Defendant was obliged to use the utmost care to carry passengers safely.

6. EVIDENCE-HARMLESS ERROR.

Where a physician was not allowed, on cross-examination, to state whether an examination of the person of plaintiff, to which he had testified, was fairly made, the error was harmless, when another physician present at the examination testified that it was accurately made.

7. SAME.

Evidence of one who saw plaintiff four months after her injury that she was then suffering great pain, is competent.

8. DAMAGES-PERMANENT INJURY.

Plaintiff was entitled to recover, not only for the injury she had suffered up to the time of the trial, but for what would probably afterwards follow.

9. TRIAL-PHYSICAL EXAMINATION OF PLAINTIFF.

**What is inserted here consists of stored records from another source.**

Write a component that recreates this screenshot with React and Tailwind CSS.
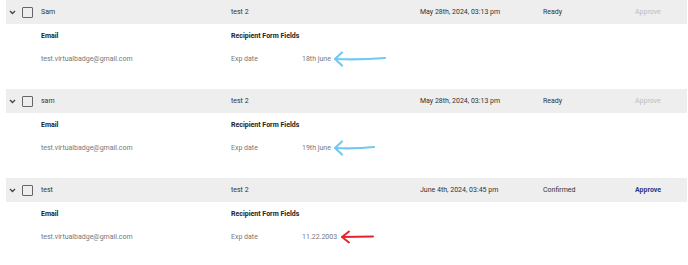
const rows = [
  {
    name: "Sam",
    template: "test 2",
    date: "May 28th, 2024, 03:13 pm",
    status: "Ready",
    approvable: false,
    email: "test.virtualbadge@gmail.com",
    expDate: "18th june",
    arrow: "blue-long",
  },
  {
    name: "sam",
    template: "test 2",
    date: "May 28th, 2024, 03:13 pm",
    status: "Ready",
    approvable: false,
    email: "test.virtualbadge@gmail.com",
    expDate: "19th june",
    arrow: "blue-short",
  },
  {
    name: "test",
    template: "test 2",
    date: "June 4th, 2024, 03:45 pm",
    status: "Confirmed",
    approvable: true,
    email: "test.virtualbadge@gmail.com",
    expDate: "11.22.2003",
    arrow: "red",
  },
];

function Arrow({ kind }) {
  if (kind === "red") {
    return (
      <svg width="36" height="14" viewBox="0 0 36 14" className="ml-[3px]">
        <path d="M2 7 L33 6.5" stroke="#e3262b" strokeWidth="2" fill="none" strokeLinecap="round" />
        <path d="M9 1.5 L2 7 L9 12.5" stroke="#e3262b" strokeWidth="2" fill="none" strokeLinecap="round" strokeLinejoin="round" />
      </svg>
    );
  }
  const w = kind === "blue-long" ? 54 : 43;
  return (
    <svg width={w} height="16" viewBox={`0 0 ${w} 16`} className="ml-[2px]">
      <path d={`M2 8 Q ${w / 2} 9 ${w - 2} 7`} stroke="#72c8f4" strokeWidth="2.2" fill="none" strokeLinecap="round" />
      <path d="M9 1.5 L2 8 L9 14.5" stroke="#72c8f4" strokeWidth="2.2" fill="none" strokeLinecap="round" strokeLinejoin="round" />
    </svg>
  );
}

function Row({ row }) {
  return (
    <div>
      <div className="flex items-center h-[24px] bg-[#eeeeee] text-[7px] text-[#333] whitespace-nowrap">
        <div className="w-[12px] flex justify-center">
          <svg width="7" height="5" viewBox="0 0 7 5">
            <path d="M1 1 L3.5 3.5 L6 1" stroke="#444" strokeWidth="1.3" fill="none" />
          </svg>
        </div>
        <div className="ml-[4px] w-[11px] h-[11px] border-[1.3px] border-[#666] rounded-[1px]" />
        <div className="ml-[8px] w-[190px]">{row.name}</div>
        <div className="w-[189px]">{row.template}</div>
        <div className="w-[123px]">{row.date}</div>
        <div className="w-[92px]">{row.status}</div>
        <div className={row.approvable ? "font-bold text-[#1f3c88]" : "text-[#bdbdbd]"}>Approve</div>
      </div>
      <div className="h-[65px] flex text-[7px] whitespace-nowrap">
        <div className="ml-[35px] w-[190px] pt-[6px]">
          <div className="font-bold text-[#222] h-[12px] leading-[12px]">Email</div>
          <div className="mt-[11px] text-[#777] h-[12px] leading-[12px]">{row.email}</div>
        </div>
        <div className="pt-[6px]">
          <div className="font-bold text-[#222] h-[12px] leading-[12px]">Recipient Form Fields</div>
          <div className="mt-[11px] flex items-center text-[#777] h-[12px] leading-[12px]">
            <span className="w-[71px]">Exp date</span>
            <span>{row.expDate}</span>
            <Arrow kind={row.arrow} />
          </div>
        </div>
      </div>
    </div>
  );
}

export default function App() {
  return (
    <div className="w-[688px] h-[265px] bg-white pl-[6px] pr-[1px]" style={{ fontFamily: "Roboto, 'Liberation Sans', sans-serif" }}>
      {rows.map((row, i) => (
        <Row key={i} row={row} />
      ))}
    </div>
  );
}
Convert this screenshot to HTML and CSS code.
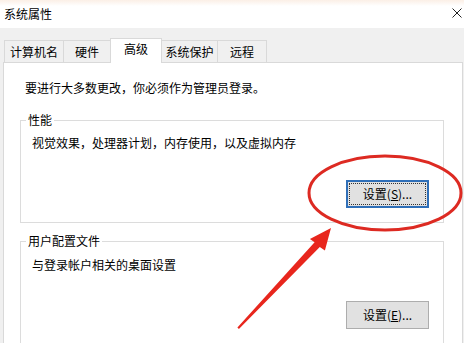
FILE: index.html
```html
<!DOCTYPE html>
<html lang="zh-CN">
<head>
<meta charset="utf-8">
<title>系统属性</title>
<link rel="stylesheet" href="styles.css">
</head>
<body>
<div class="window">
  <div class="titlebar">
    <span class="title">系统属性</span>
    <svg class="close" viewBox="0 0 10 10" width="10" height="10"><path d="M0.5 0.5 L9.5 9.5 M9.5 0.5 L0.5 9.5" stroke="#222" stroke-width="1" fill="none"/></svg>
  </div>
  <div class="tabs">
    <div class="tab t1">计算机名</div>
    <div class="tab t2">硬件</div>
    <div class="tab t3 active">高级</div>
    <div class="tab t4">系统保护</div>
    <div class="tab t5">远程</div>
  </div>
  <div class="panel">
    <p class="note">要进行大多数更改，你必须作为管理员登录。</p>
    <fieldset class="group g1">
      <legend>性能</legend>
      <p class="desc">视觉效果，处理器计划，内存使用，以及虚拟内存</p>
      <div class="actions"><button class="btn focus" type="button">设置(<u>S</u>)...</button></div>
    </fieldset>
    <fieldset class="group g2">
      <legend>用户配置文件</legend>
      <p class="desc">与登录帐户相关的桌面设置</p>
      <div class="actions"><button class="btn" type="button">设置(<u>E</u>)...</button></div>
    </fieldset>
  </div>
  <svg class="annot" viewBox="0 0 464 343" width="464" height="343">
    <ellipse cx="385" cy="193" rx="76" ry="37" fill="none" stroke="#dd2a22" stroke-width="3"/>
    <polygon points="331,228 309.9,239.1 314.6,242.2 237.4,327.6 238.9,328.9 319.8,246.9 324.9,250.6" fill="#e8261d"/>
  </svg>
</div>
</body>
</html>
```
FILE: styles.css
```css
* { box-sizing: border-box; }
html, body { margin: 0; padding: 0; }
body {
  width: 464px;
  height: 343px;
  overflow: hidden;
  background: #f0f0f0;
  font-family: "Noto Sans CJK SC", "Noto Sans", sans-serif;
  font-size: 12px;
  line-height: 16px;
  color: #000;
}
.window {
  position: relative;
  width: 464px;
  height: 343px;
  overflow: hidden;
}
.titlebar {
  height: 28px;
  background: linear-gradient(#fbefe6 0, #ffffff 6px);
  display: flex;
  align-items: center;
  justify-content: space-between;
  padding: 0 2px 0 4px;
}
.title { font-size: 12px; }
.close { margin-bottom: 2px; }
.tabs {
  display: flex;
  align-items: flex-end;
  height: 24px;
  margin-top: 10px;
  padding-left: 4px;
  position: relative;
  z-index: 2;
}
.tab {
  height: 22px;
  border: 1px solid #d9d9d9;
  border-bottom: none;
  background: #f0f0f0;
  display: flex;
  align-items: center;
  justify-content: center;
  margin-right: -1px;
  padding-top: 1px;
}
.t1 { width: 60px; }
.t2 { width: 48px; }
.t3 { width: 52px; }
.t4 { width: 57px; }
.t5 { width: 50px; }
.tab.active {
  height: 25px;
  background: #fff;
  margin-bottom: -1px;
  padding-top: 0;
  padding-bottom: 4px;
  position: relative;
  z-index: 3;
}
.panel {
  position: relative;
  z-index: 1;
  margin-left: 3px;
  width: 460px;
  height: 400px;
  background: #fff;
  border: 1px solid #d9d9d9;
  padding-top: 17px;
}
.note { margin: 0 0 0 21px; }
.group {
  margin: 16px 0 0 16px;
  padding: 0 14px 14px 11px;
  width: 424px;
  min-width: 0;
  border: 1px solid #dcdcdc;
}
.g2 { margin-top: 10px; }
.group legend {
  padding: 0 2px;
  margin-left: -6px;
  line-height: 16px;
}
.desc { margin: 7px 0 0 0; }
.g2 .desc { margin-top: 8px; }
.actions {
  display: flex;
  justify-content: flex-end;
  margin-top: 29px;
}
.g2 .actions { margin-top: 28px; }
.btn {
  position: relative;
  width: 83px;
  height: 28px;
  padding: 0;
  border: 1px solid #adadad;
  background: #e1e1e1;
  font-family: inherit;
  font-size: 12px;
  line-height: 16px;
  color: #000;
  display: flex;
  align-items: center;
  justify-content: center;
}
.btn.focus { border: 2px solid #2f6fb8; }
.btn.focus::after {
  content: "";
  position: absolute;
  inset: 1px;
  border: 1px dotted #333;
}
.annot {
  position: absolute;
  left: 0;
  top: 0;
  pointer-events: none;
  z-index: 10;
}
```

Plaintiff's counsel could properly refuse to submit plaintiff to an examination of physicians, as proposed by defendant.

10. EVIDENCE-COMPETENCY.

It was competent for plaintiff to prove by her own evidence that her power of motion was not what it previously had been.

Appeal from circuit court, New York county.

Catharine McSwyny sued the Broadway & Seventh-Avenue Railroad Company for damages for personal injuries. From a judgment on the verdict of the jury, and an order denying a new trial, defendant appeals.